RISERVE DI VARIO GENERE
Altre riserve tracimano dai bordi delle attuali condizioni imposte sistemicamente. Forse, una sosta su di esse, restituisce un significato maggiormente chiaro all’espressione «non sparate sul ricercatore».
Scandagliando i vari bandi, ci si imbatte in Commissioni composte da docenti che insegnano discipline non del tutto attinenti con i Corsi di dottorato di cui – almeno in fase di ammissione – sono soggetti giudicanti. Nessuno mette in dubbio che, potenzialmente, siano seri e rigorosi professionisti. Ma professionalità vuole che, soprattutto chi paga una tassa d’iscrizione – solitamente orbitante tra i trenta ed i cento euro – per partecipare ad un bando, sia giudicato da addetti ai lavori, professionisti del settore. Insomma, giusto riporre fiducia nelle istituzioni ma entro certi limiti: ad ognuno il suo.
Soprattutto dopo anni costellati da scandali, inchieste e processi che – non volendo con ciò esemplificare uno stato di cose ben più complesso – hanno minato non poco la credibilità dell’istituzione universitaria.
Regolamenti d’ateneo, poi, fissano, a priori, un tetto massimo di guadagno per ogni dottorando. Sorvolando sulla retribuzione di base riservata ai ricercatori, tocca qui chiedersi: per quale motivo un dottorando deve essere sottoposto ad un controllo sulla retribuzione annua lorda extra borsa di studio? Non si tratta di stipendi base da capogiro. Un dottorando che si sposta in un’altra città per intraprendere il proprio percorso non può che impiegare buona parte di ciò che percepisce per spese di mantenimento. Non si capisce bene per quale motivo, qualunque sia l’ulteriore, lecita e dichiarata fonte di guadagno, debba essere monitorata e aprioristicamente calmierata. Pena: il decadere del proprio ruolo, l’impossibilità di conseguire il Dottorato di ricerca, superata una certa soglia di guadagno.

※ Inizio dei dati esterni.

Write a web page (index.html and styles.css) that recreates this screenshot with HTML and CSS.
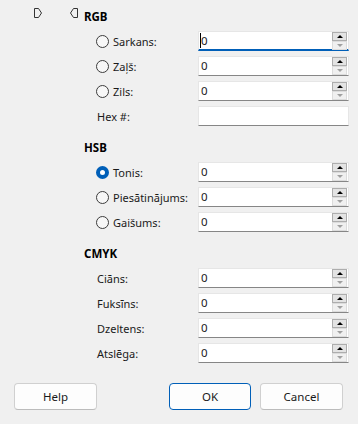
FILE: index.html
```html
<!DOCTYPE HTML>
<html>
	<head>
		<title>Color</title>
		<link rel="stylesheet" href="styles.css">
	</head>
	<body>
		<div class="dialog">
			<div class="section">
				<div class="heading top">
					<svg class="marker" width="8" height="10" viewBox="0 0 8 10"><path d="M0.5 0.5 H4.5 L7.5 5 L4.5 9.5 H0.5 Z" fill="none" stroke="#333" stroke-width="1"/></svg>
					<svg class="marker second" width="8" height="10" viewBox="0 0 8 10"><path d="M7.5 0.5 H3.5 L0.5 5 L3.5 9.5 H7.5 Z" fill="none" stroke="#333" stroke-width="1"/></svg>
					<span>RGB</span>
				</div>
				<div class="row">
					<div class="label"><span class="radio"></span>Sarkans:</div>
					<div class="field focus"><span class="caret"></span><span class="value">0</span><span class="spin"><span class="up"></span><span class="down"></span></span></div>
				</div>
				<div class="row">
					<div class="label"><span class="radio"></span>Zaļš:</div>
					<div class="field"><span class="value">0</span><span class="spin"><span class="up"></span><span class="down"></span></span></div>
				</div>
				<div class="row">
					<div class="label"><span class="radio"></span>Zils:</div>
					<div class="field"><span class="value">0</span><span class="spin"><span class="up"></span><span class="down"></span></span></div>
				</div>
				<div class="row">
					<div class="label plain">Hex #:</div>
					<div class="field"><span class="value"></span></div>
				</div>
			</div>

			<div class="section">
				<div class="heading"><span>HSB</span></div>
				<div class="row">
					<div class="label"><span class="radio on"></span>Tonis:</div>
					<div class="field"><span class="value">0</span><span class="spin"><span class="up"></span><span class="down"></span></span></div>
				</div>
				<div class="row">
					<div class="label"><span class="radio"></span>Piesātinājums:</div>
					<div class="field"><span class="value">0</span><span class="spin"><span class="up"></span><span class="down"></span></span></div>
				</div>
				<div class="row">
					<div class="label"><span class="radio"></span>Gaišums:</div>
					<div class="field"><span class="value">0</span><span class="spin"><span class="up"></span><span class="down"></span></span></div>
				</div>
			</div>

			<div class="section">
				<div class="heading"><span>CMYK</span></div>
				<div class="row">
					<div class="label plain">Ciāns:</div>
					<div class="field"><span class="value">0</span><span class="spin"><span class="up"></span><span class="down"></span></span></div>
				</div>
				<div class="row">
					<div class="label plain">Fuksīns:</div>
					<div class="field"><span class="value">0</span><span class="spin"><span class="up"></span><span class="down"></span></span></div>
				</div>
				<div class="row">
					<div class="label plain">Dzeltens:</div>
					<div class="field"><span class="value">0</span><span class="spin"><span class="up"></span><span class="down"></span></span></div>
				</div>
				<div class="row">
					<div class="label plain">Atslēga:</div>
					<div class="field"><span class="value">0</span><span class="spin"><span class="up"></span><span class="down"></span></span></div>
				</div>
			</div>

			<div class="buttons">
				<button class="btn">Help</button>
				<span class="spacer"></span>
				<button class="btn default">OK</button>
				<button class="btn">Cancel</button>
			</div>
		</div>
	</body>
</html>
```

FILE: styles.css
```css
body
{
	margin: 0;
	background-color: #f0f0f0;
	color: #000;
	font-family: "Noto Sans", "Open Sans", sans-serif;
	font-size: 11px;
}
.dialog
{
	width: 358px;
	height: 424px;
	padding-top: 6px;
	box-sizing: border-box;
}
.section
{
	margin-bottom: 11px;
}
.heading
{
	display: flex;
	align-items: center;
	height: 20px;
	padding-left: 84px;
	font-weight: bold;
	font-size: 11.5px;
}
.heading.top
{
	padding-left: 34px;
}
.marker
{
	align-self: flex-start;
	margin-top: 2px;
	margin-right: 28px;
}
.marker.second
{
	margin-right: 6px;
}
.row
{
	display: flex;
	align-items: center;
	height: 20px;
	margin-top: 5px;
	padding-left: 96px;
}
.label
{
	display: flex;
	align-items: center;
	width: 102px;
	white-space: nowrap;
	color: #1a1a1a;
}
.label.plain
{
	padding-left: 1px;
	width: 101px;
}
.radio
{
	width: 11px;
	height: 11px;
	border: 1px solid #3c3c3c;
	border-radius: 50%;
	background-color: #f7f7f7;
	margin-right: 4px;
}
.radio.on
{
	width: 5px;
	height: 5px;
	border: 4px solid #005fb8;
	background-color: #fff;
}
.field
{
	display: flex;
	align-items: flex-start;
	width: 151px;
	height: 20px;
	box-sizing: border-box;
	background-color: #fff;
	border: 1px solid #e6e6e6;
	border-bottom: 1px solid #868686;
	position: relative;
}
.field.focus
{
	border-bottom: 2px solid #005fb8;
}
.value
{
	flex: 1;
	padding-left: 2px;
	line-height: 17px;
	font-size: 11.5px;
	color: #1a1a1a;
}
.caret
{
	position: absolute;
	left: 1px;
	top: 1px;
	width: 1px;
	height: 15px;
	background-color: #000;
}
.spin
{
	display: flex;
	flex-direction: column;
	width: 15px;
	margin-right: 1px;
}
.spin span
{
	height: 9px;
	box-sizing: border-box;
	position: relative;
}
.up
{
	background-color: #e3e3e3;
	border: 1px solid #adadad;
}
.down
{
	background-color: #f0f0f0;
	border: 1px solid #dcdcdc;
}
.up::after, .down::after
{
	content: "";
	position: absolute;
	left: 4px;
	top: 2px;
	border-left: 3px solid transparent;
	border-right: 3px solid transparent;
}
.up::after
{
	border-bottom: 3px solid #000;
}
.down::after
{
	border-top: 3px solid #a0a0a0;
}
.buttons
{
	display: flex;
	padding: 0 15px 0 14px;
	margin-top: 20px;
	gap: 9px;
}
.spacer
{
	flex: 1;
}
.btn
{
	width: 83px;
	height: 27px;
	background-color: #fdfdfd;
	border: 1px solid #d0d0d0;
	border-bottom-color: #bcbcbc;
	border-radius: 4px;
	font-family: "Noto Sans", "Open Sans", sans-serif;
	font-size: 11.5px;
	color: #1a1a1a;
	padding: 0;
}
.btn.default
{
	width: 82px;
	border: 1px solid #005fb8;
}
```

PROSPETTIVE DA RICERCATORE
Se non altro non si capisce bene neanche perché sia previsto un posto senza borsa, riservato al candidato che si posiziona all’ultimo posto utile in graduatoria per accedere al Dottorato. A prescindere dal fatto che questo studioso percepisca o meno già un reddito. In altre parole: accettare un Dottorato senza borsa significa affrontare i tre anni di studio, impegno, lavoro esattamente come gli altri dottorandi, senza però percepire un centesimo. Da qui l’interrogativo: un ricercatore che si trovi in queste condizioni, magari spinto dalla vocazione ad accettare il posto a titolo gratuito, come dovrebbe riuscire a mantenersi? Discorso, questo, che a venticinque, ventisei, ventisette, ventotto anni – e anche oltre – diventa ancora più gravoso e pressante. Quando, in Italia, un ricercatore dovrebbe non tanto autonomizzarsi, ma potersi ritagliare almeno dei margini di autonomia economica?

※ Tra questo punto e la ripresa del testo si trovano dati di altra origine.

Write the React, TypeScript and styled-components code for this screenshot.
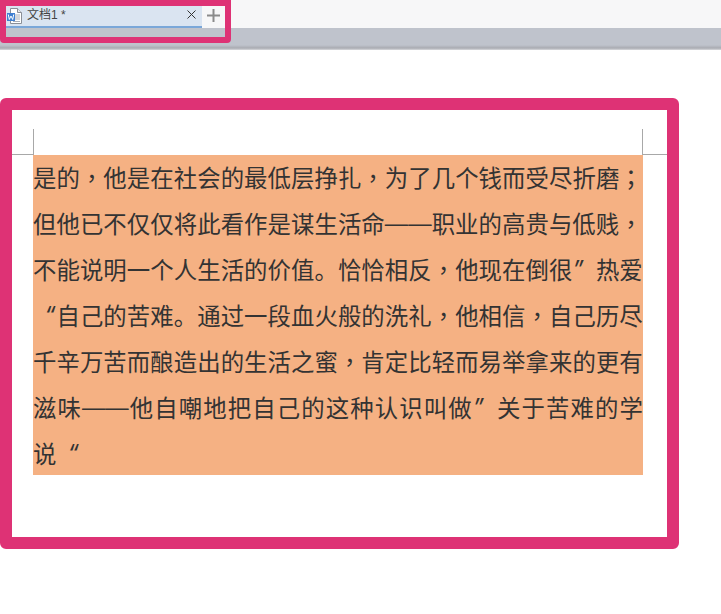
import React from "react";
import styled, { createGlobalStyle } from "styled-components";

const Global = createGlobalStyle`
  html, body { margin: 0; padding: 0; background: #fff; }
  body { width: 721px; height: 614px; overflow: hidden; font-family: "Liberation Sans", "Noto Sans CJK SC", sans-serif; }
`;
const Page = styled.div`width: 721px; height: 614px; display: flex; flex-direction: column; background: #fff;`;
const TopBar = styled.div`height: 50px; display: flex; flex-direction: column; position: relative;`;
const TabStrip = styled.div`height: 28px; background: #f7f7f8;`;
const GreyBand = styled.div`height: 22px; background: linear-gradient(#bfc3cc 0 17px, #a9abb2 20px, #d8d8dc);`;
const TabFrame = styled.div`
  position: absolute; left: 0; top: 0; width: 231px; height: 43px; box-sizing: border-box;
  border: 6px solid #de3275; border-radius: 0 0 4px 4px; display: flex; flex-direction: column; background: #bfc3cc;
`;
const TabRow = styled.div`height: 22px; display: flex;`;
const Tab = styled.div`
  width: 196px; height: 22px; box-sizing: border-box; background: #dae4f1; border-bottom: 2px solid #7aa7d9;
  display: flex; align-items: center; padding: 0 6px 3px 1px;
`;
const TabIcon = styled.svg`margin-top: 2px;`;
const TabTitle = styled.span`flex: 1; margin-left: 5px; margin-top: -2px; font-size: 12px; color: #444;`;
const Close = styled.svg`width: 9px; height: 9px;`;
const PlusCell = styled.div`flex: 1; background: #f7f7f8; display: flex; align-items: center; justify-content: center; padding-bottom: 4px;`;
const Sheet = styled.div`
  margin-top: 48px; width: 679px; height: 451px; box-sizing: border-box; border: 12px solid #de3275; border-radius: 6px;
  position: relative; background: #fff; padding: 45px 24px 0 21px;
`;
const CropV = styled.i<{ $side: "left" | "right"; $offset: number }>`
  position: absolute; top: 19px; ${(p) => p.$side}: ${(p) => p.$offset}px; width: 1px; height: 25px; background: #a8a8a8;
`;
const CropH = styled.i<{ $side: "left" | "right"; $width: number }>`
  position: absolute; top: 44px; ${(p) => p.$side}: 0; width: ${(p) => p.$width}px; height: 1px; background: #a8a8a8;
`;
const Selected = styled.div`
  width: 610px; height: 320px; background: #f5b183; color: #333; font-size: 23.4px; line-height: 46px;
  font-family: "Noto Sans CJK SC", sans-serif; overflow: hidden;
`;
const Line = styled.div<{ $short?: boolean }>`
  white-space: nowrap; display: flex; justify-content: ${(p) => (p.$short ? "flex-start" : "space-between")}; margin-top: -1px; margin-bottom: 1px;
`;
const Punct = styled.span`font-family: "Noto Sans CJK TC", sans-serif;`;
const Dash = styled.span`font-family: "Liberation Sans", sans-serif;`;
const Quote = styled.span<{ $open?: boolean }>`
  font-family: "Inter", sans-serif; width: 1em; display: inline-block; font-style: italic;
  text-align: ${(p) => (p.$open ? "right" : "left")};
  padding-right: ${(p) => (p.$open ? "1px" : "0")}; box-sizing: border-box;
`;

const C = "\uFF0C";
const S = "\uFF1B";
const lines = [
  `是的${C}他是在社会的最低层挣扎${C}为了几个钱而受尽折磨${S}`,
  `但他已不仅仅将此看作是谋生活命——职业的高贵与低贱${C}`,
  `不能说明一个人生活的价值。恰恰相反${C}他现在倒很”热爱`,
  `“自己的苦难。通过一段血火般的洗礼${C}他相信${C}自己历尽`,
  `千辛万苦而酿造出的生活之蜜${C}肯定比轻而易举拿来的更有`,
  `滋味——他自嘲地把自己的这种认识叫做”关于苦难的学`,
];

const tokens = (l: string) => l.match(/——|./gu) ?? [];
const chars = (l: string) =>
  tokens(l).map((c, i) => {
    if (c === C || c === S) return <Punct key={i}>{c}</Punct>;
    if (c === "——") return <Dash key={i}>{c}</Dash>;
    if (c === "“" || c === "”") return <Quote key={i} $open={c === "“"}>{c}</Quote>;
    return <span key={i}>{c}</span>;
  });

export default function App() {
  return (
    <Page>
      <Global />
      <TopBar>
        <TabStrip />
        <GreyBand />
        <TabFrame>
          <TabRow>
            <Tab>
              <TabIcon width="15" height="16" viewBox="0 0 15 16">
                <path d="M3.500.5h7l4 4v11h-11z" fill="#fff" stroke="#8a8f98" />
                <path d="M10.500.5v4h4" fill="#e6e8ec" stroke="#8a8f98" />
                <path d="M8 7h5M8 9h5M8 11h5M6 13.500h7" stroke="#a9adb5" />
                <rect x="0" y="5" width="8" height="8" fill="#3f7fd1" />
                <path d="M1.300 6.500l1 5 1.700-3.500 1.700 3.500 1-5" fill="none" stroke="#fff" />
              </TabIcon>
              <TabTitle>文档1 *</TabTitle>
              <Close viewBox="0 0 9 9"><path d="M.5.5l8 8M8.500.5l-8 8" stroke="#333" fill="none" /></Close>
            </Tab>
            <PlusCell>
              <svg width="13" height="13" viewBox="0 0 13 13"><path d="M6.500 0v13M0 6.500h13" stroke="#8b8b8b" strokeWidth="2" fill="none" /></svg>
            </PlusCell>
          </TabRow>
        </TabFrame>
      </TopBar>
      <Sheet>
        <CropV $side="left" $offset={21} />
        <CropV $side="right" $offset={24} />
        <CropH $side="left" $width={22} />
        <CropH $side="right" $width={25} />
        <Selected>
          {lines.map((l) => (
            <Line key={l}>{chars(l)}</Line>
          ))}
          <Line $short>{chars("说“")}</Line>
        </Selected>
      </Sheet>
    </Page>
  );
}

In questi e in altri elementi, affonda le radici l’amara riflessione «non sparate sul ricercatore». E da ciò, dovrebbero squadernarsi ulteriori interrogativi tesi a tracciare alternative a livello sistemico. Che si tratti di ricercatori, impiegati ed altre categorie lavorative – ognuna delle quali tediata da più o meno pressanti e specifici vincoli sistemici – è necessario agire. Per ora, per quel che si può, ci tocca chiedere a gran voce, pur non dimenticando tutti gli altri: «non sparate sul ricercatore».